### SUPPLIED MATERIAL
------------------------

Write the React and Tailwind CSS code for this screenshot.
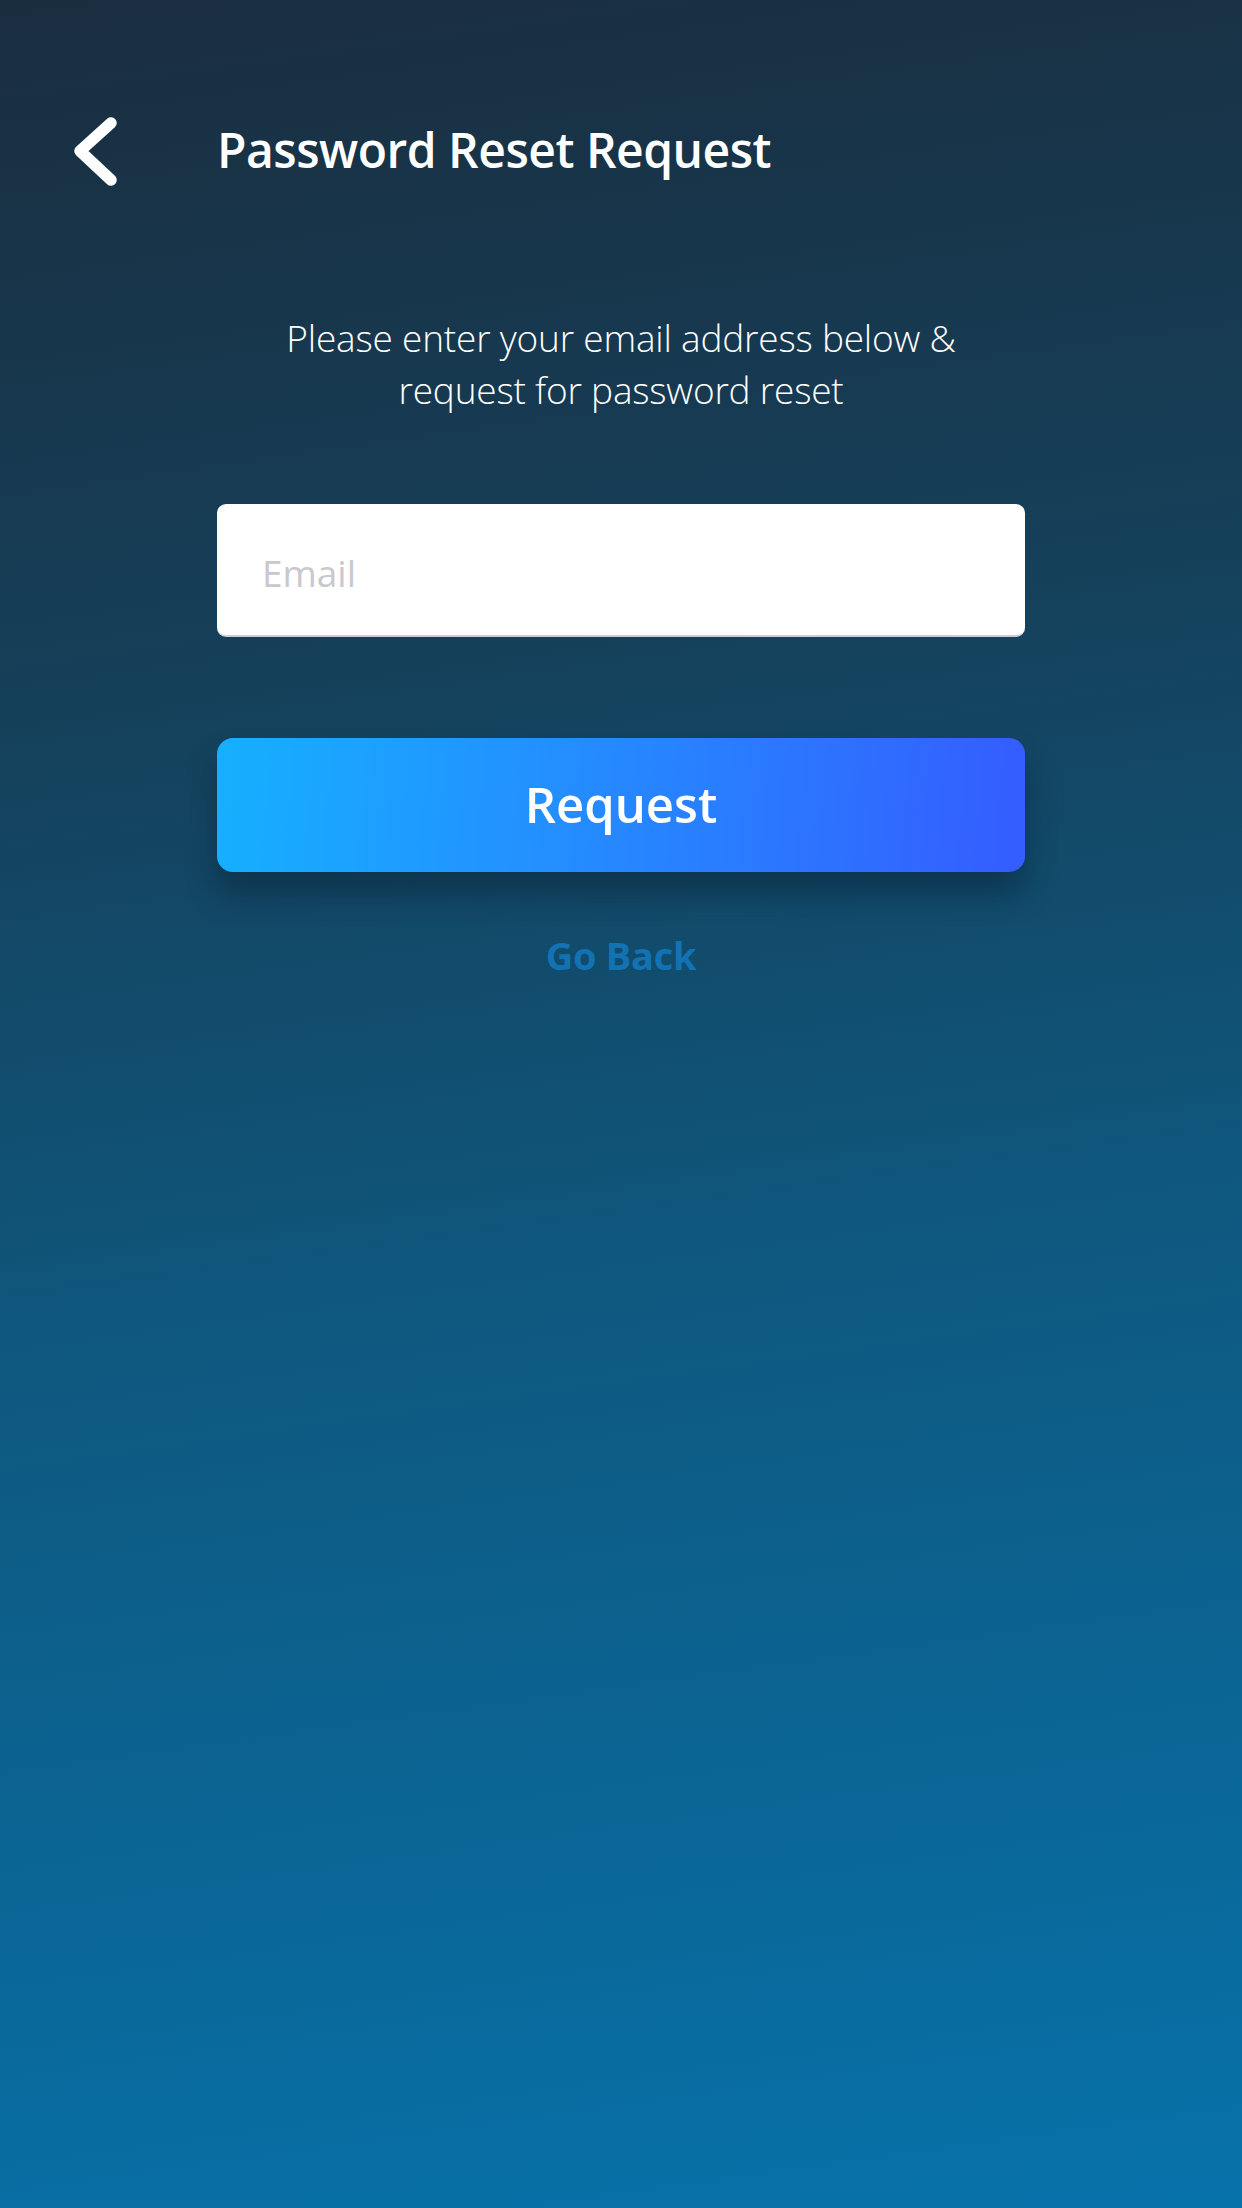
export default function App() {
  return (
    <div
      className="min-h-[2208px] w-full overflow-hidden bg-[linear-gradient(172deg,#1a2d3f_0%,#15405a_30%,#0e5a82_60%,#0772aa_100%)] pt-[115px] text-white"
      style={{ fontFamily: '"Open Sans", "Noto Sans", sans-serif' }}
    >
      <header className="flex h-[70px] items-center">
        <button className="ml-[72px] flex h-[70px] w-[50px] items-center justify-center">
          <svg width="50" height="74" viewBox="0 0 50 74" fill="none">
            <path d="M39 10 L8 38 L39 67" stroke="white" strokeWidth="11.5" strokeLinecap="round" strokeLinejoin="round" />
          </svg>
        </button>
        <h1 className="ml-[95px] text-[48px] font-semibold leading-none tracking-[-0.5px]">Password Reset Request</h1>
      </header>

      <main className="mx-auto flex w-[808px] flex-col items-stretch">
        <p className="mt-[127px] text-center text-[37px] font-light leading-[52px] tracking-[-0.2px]">
          Please enter your email address below &amp;
          <br />
          request for password reset
        </p>

        <input
          type="email"
          placeholder="Email"
          className="mt-[88px] h-[133px] w-full rounded-[9px] border-b-2 border-[#c9ced6] bg-white px-[45px] pt-[6px] text-[37px] text-gray-800 outline-none placeholder:text-[#c8c8cd]"
        />

        <button className="mt-[101px] h-[134px] w-full rounded-[16px] bg-[linear-gradient(95deg,#16b0ff_0%,#2390ff_40%,#2d72ff_75%,#355cff_100%)] text-[49px] font-semibold text-white shadow-[0_22px_30px_rgba(6,30,50,0.45)]">
          Request
        </button>

        <button className="mt-[58px] self-center text-[38px] font-bold leading-[50px] tracking-[-0.3px] text-[#1272b2]">
          Go Back
        </button>
      </main>
    </div>
  );
}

------------------------

### WORK REQUIRED
Quote the material in full and exactly; do not carry over its pictures.

### SOLUTION TO THIS EXERCISE
Write the React and Tailwind CSS code for this screenshot.
export default function App() {
  return (
    <div
      className="min-h-[2208px] w-full overflow-hidden bg-[linear-gradient(172deg,#1a2d3f_0%,#15405a_30%,#0e5a82_60%,#0772aa_100%)] pt-[115px] text-white"
      style={{ fontFamily: '"Open Sans", "Noto Sans", sans-serif' }}
    >
      <header className="flex h-[70px] items-center">
        <button className="ml-[72px] flex h-[70px] w-[50px] items-center justify-center">
          <svg width="50" height="74" viewBox="0 0 50 74" fill="none">
            <path d="M39 10 L8 38 L39 67" stroke="white" strokeWidth="11.5" strokeLinecap="round" strokeLinejoin="round" />
          </svg>
        </button>
        <h1 className="ml-[95px] text-[48px] font-semibold leading-none tracking-[-0.5px]">Password Reset Request</h1>
      </header>

      <main className="mx-auto flex w-[808px] flex-col items-stretch">
        <p className="mt-[127px] text-center text-[37px] font-light leading-[52px] tracking-[-0.2px]">
          Please enter your email address below &amp;
          <br />
          request for password reset
        </p>

        <input
          type="email"
          placeholder="Email"
          className="mt-[88px] h-[133px] w-full rounded-[9px] border-b-2 border-[#c9ced6] bg-white px-[45px] pt-[6px] text-[37px] text-gray-800 outline-none placeholder:text-[#c8c8cd]"
        />

        <button className="mt-[101px] h-[134px] w-full rounded-[16px] bg-[linear-gradient(95deg,#16b0ff_0%,#2390ff_40%,#2d72ff_75%,#355cff_100%)] text-[49px] font-semibold text-white shadow-[0_22px_30px_rgba(6,30,50,0.45)]">
          Request
        </button>

        <button className="mt-[58px] self-center text-[38px] font-bold leading-[50px] tracking-[-0.3px] text-[#1272b2]">
          Go Back
        </button>
      </main>
    </div>
  );
}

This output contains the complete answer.